▶ _Exercise_: Look for the string "React" in every line, and copy each line that has it.

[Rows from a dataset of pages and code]
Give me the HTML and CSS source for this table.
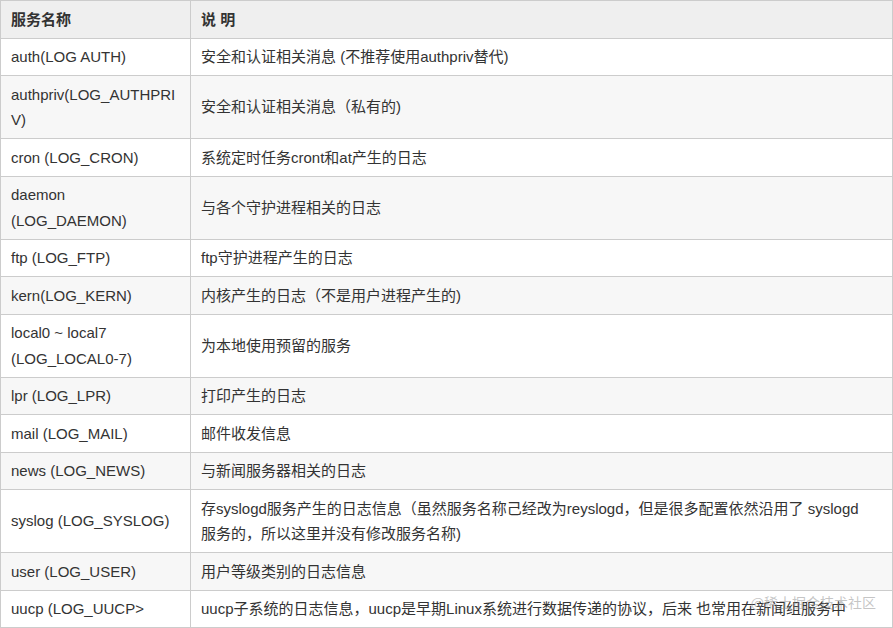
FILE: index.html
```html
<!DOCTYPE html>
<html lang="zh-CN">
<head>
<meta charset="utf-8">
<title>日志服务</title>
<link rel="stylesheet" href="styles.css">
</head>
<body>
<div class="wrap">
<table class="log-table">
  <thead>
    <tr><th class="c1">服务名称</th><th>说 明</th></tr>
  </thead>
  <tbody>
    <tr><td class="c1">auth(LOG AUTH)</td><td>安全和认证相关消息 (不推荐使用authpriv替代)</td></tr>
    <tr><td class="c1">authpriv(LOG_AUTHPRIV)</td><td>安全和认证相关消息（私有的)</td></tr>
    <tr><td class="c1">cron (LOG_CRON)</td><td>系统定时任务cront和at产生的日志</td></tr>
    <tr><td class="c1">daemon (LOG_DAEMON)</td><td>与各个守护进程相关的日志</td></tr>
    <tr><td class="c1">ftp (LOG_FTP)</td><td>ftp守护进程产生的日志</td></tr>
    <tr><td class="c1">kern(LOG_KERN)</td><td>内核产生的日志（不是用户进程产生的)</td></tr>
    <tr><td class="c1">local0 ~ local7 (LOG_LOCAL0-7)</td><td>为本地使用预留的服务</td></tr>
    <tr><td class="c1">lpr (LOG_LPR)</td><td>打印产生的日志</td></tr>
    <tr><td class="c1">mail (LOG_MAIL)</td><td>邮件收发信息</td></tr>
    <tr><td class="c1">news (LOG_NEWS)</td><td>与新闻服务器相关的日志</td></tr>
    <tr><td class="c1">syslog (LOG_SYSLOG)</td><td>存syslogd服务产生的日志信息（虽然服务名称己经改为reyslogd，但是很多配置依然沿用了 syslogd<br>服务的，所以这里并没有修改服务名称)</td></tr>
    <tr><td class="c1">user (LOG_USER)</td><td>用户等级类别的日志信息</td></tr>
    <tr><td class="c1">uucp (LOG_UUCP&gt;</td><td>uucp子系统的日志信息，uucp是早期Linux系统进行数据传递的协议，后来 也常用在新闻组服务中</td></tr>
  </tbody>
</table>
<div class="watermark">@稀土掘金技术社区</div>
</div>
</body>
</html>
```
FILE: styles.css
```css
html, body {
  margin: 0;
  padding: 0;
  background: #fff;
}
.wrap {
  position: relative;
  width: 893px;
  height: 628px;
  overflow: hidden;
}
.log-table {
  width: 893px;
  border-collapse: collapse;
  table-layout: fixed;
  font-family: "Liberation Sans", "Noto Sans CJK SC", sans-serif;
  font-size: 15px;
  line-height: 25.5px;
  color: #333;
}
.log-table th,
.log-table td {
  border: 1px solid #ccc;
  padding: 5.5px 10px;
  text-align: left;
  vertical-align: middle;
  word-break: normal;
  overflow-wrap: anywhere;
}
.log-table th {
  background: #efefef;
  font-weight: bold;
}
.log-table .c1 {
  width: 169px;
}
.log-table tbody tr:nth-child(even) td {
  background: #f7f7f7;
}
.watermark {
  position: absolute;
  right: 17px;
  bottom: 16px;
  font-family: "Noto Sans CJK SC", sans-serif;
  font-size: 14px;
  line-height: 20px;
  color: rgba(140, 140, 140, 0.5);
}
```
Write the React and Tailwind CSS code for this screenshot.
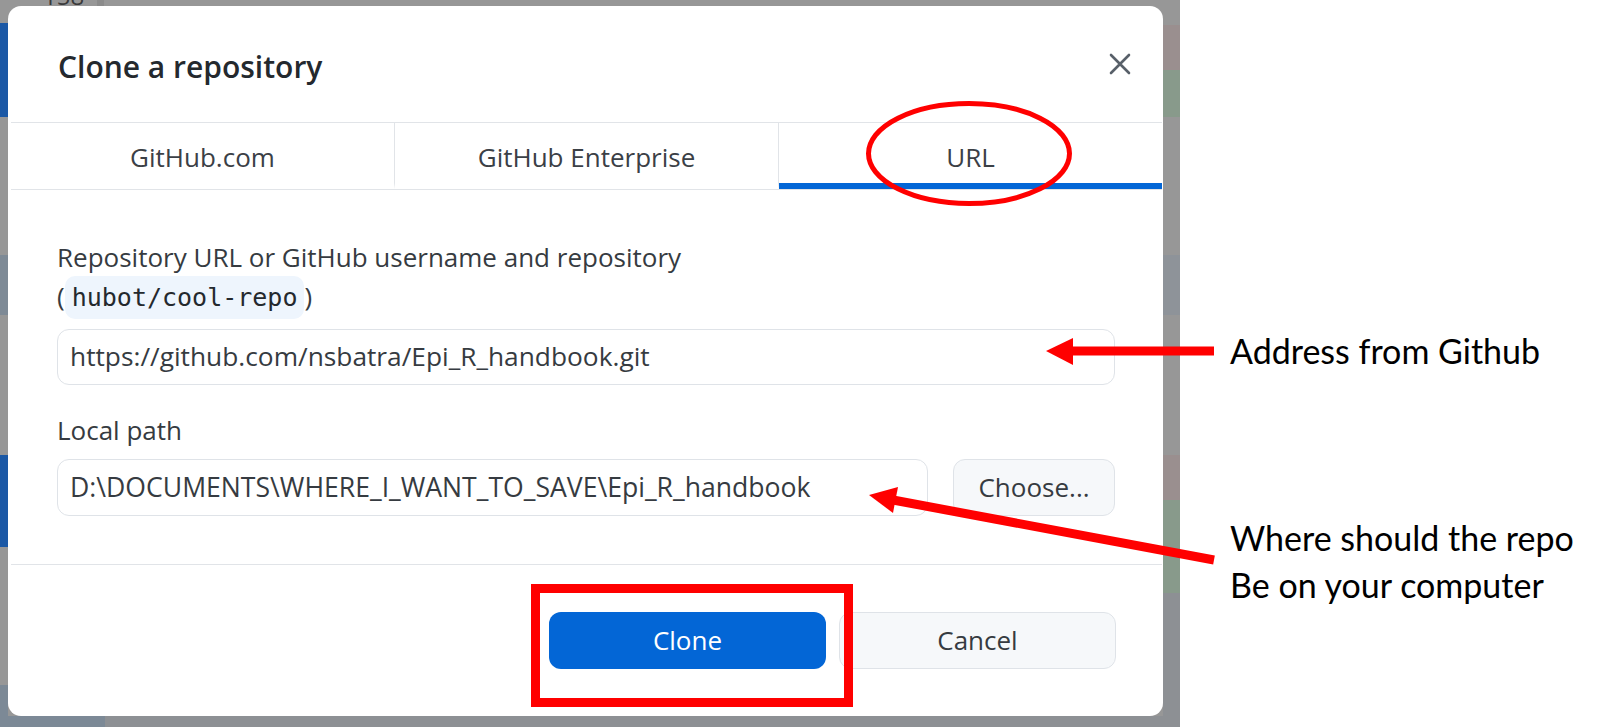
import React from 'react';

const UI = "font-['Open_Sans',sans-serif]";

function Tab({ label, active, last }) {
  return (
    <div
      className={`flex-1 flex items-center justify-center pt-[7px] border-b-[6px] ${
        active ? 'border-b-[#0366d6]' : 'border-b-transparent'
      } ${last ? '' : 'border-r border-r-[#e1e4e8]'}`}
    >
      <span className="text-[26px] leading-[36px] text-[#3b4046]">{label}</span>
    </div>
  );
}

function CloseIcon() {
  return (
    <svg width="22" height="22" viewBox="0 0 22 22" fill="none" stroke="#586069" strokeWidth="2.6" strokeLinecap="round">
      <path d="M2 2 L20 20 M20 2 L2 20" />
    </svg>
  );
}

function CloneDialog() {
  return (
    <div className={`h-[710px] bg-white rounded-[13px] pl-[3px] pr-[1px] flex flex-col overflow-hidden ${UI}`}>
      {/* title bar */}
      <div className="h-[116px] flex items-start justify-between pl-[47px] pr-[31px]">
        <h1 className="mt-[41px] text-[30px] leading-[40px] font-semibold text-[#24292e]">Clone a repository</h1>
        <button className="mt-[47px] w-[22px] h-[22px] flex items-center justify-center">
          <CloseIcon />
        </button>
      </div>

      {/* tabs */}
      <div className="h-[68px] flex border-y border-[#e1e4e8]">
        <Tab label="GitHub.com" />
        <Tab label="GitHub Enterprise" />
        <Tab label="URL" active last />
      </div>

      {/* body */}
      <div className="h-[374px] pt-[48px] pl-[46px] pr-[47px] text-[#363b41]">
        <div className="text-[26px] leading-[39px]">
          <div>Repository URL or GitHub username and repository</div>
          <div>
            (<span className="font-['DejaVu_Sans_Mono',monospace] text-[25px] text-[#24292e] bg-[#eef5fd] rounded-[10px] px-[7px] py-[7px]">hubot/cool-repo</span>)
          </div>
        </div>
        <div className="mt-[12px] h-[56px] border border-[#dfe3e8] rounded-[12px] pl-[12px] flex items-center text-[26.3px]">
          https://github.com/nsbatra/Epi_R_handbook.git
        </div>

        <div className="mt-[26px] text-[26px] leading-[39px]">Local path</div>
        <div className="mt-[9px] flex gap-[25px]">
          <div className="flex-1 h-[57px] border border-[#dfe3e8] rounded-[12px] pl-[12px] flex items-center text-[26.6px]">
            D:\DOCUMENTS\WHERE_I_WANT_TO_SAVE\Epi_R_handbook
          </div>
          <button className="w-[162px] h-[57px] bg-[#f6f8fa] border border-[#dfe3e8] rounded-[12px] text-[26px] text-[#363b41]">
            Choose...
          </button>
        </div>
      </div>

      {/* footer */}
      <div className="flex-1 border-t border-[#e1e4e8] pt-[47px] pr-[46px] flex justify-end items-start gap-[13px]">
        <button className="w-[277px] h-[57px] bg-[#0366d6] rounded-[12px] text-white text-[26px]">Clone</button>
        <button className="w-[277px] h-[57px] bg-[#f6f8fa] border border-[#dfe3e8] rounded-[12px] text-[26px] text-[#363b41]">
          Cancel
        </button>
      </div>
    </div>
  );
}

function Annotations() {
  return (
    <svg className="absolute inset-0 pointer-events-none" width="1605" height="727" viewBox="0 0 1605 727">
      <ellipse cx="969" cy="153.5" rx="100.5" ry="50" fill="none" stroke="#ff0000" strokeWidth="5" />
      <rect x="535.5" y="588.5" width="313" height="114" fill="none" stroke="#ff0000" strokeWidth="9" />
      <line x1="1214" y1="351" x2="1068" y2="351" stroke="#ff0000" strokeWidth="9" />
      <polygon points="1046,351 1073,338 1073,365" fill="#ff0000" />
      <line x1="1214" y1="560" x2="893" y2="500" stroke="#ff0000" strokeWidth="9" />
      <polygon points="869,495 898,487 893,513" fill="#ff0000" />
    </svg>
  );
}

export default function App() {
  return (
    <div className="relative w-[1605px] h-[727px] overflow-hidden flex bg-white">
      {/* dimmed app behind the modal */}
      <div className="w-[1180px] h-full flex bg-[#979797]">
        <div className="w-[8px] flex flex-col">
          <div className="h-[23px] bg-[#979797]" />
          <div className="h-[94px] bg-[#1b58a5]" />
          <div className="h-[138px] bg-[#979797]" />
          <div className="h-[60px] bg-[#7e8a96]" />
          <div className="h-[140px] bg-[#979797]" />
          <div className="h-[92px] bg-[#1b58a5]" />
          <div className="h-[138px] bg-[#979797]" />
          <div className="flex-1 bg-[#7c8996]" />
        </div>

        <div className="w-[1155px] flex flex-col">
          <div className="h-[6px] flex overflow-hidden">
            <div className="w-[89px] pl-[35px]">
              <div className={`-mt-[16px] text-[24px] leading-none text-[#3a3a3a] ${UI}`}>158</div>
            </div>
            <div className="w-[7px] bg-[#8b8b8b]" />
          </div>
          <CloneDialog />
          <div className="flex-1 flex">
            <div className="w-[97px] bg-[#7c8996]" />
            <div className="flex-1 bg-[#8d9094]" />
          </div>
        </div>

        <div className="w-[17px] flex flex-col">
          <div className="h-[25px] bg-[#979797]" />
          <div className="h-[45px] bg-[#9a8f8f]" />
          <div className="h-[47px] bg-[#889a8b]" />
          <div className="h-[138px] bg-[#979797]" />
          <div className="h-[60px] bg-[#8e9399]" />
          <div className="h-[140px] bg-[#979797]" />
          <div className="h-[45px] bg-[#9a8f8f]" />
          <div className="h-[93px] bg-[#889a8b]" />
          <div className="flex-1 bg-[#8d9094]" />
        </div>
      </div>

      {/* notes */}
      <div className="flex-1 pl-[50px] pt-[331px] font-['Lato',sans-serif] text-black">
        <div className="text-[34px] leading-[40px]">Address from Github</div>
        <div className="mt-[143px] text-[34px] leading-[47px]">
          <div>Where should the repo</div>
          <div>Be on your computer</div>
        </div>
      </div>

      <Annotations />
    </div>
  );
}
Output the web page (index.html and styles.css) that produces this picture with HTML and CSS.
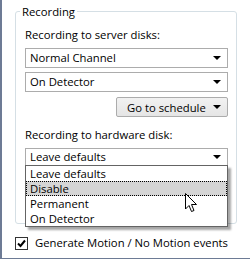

▶ _Task response_:
Write the React and Tailwind CSS code for this screenshot.
import React from 'react';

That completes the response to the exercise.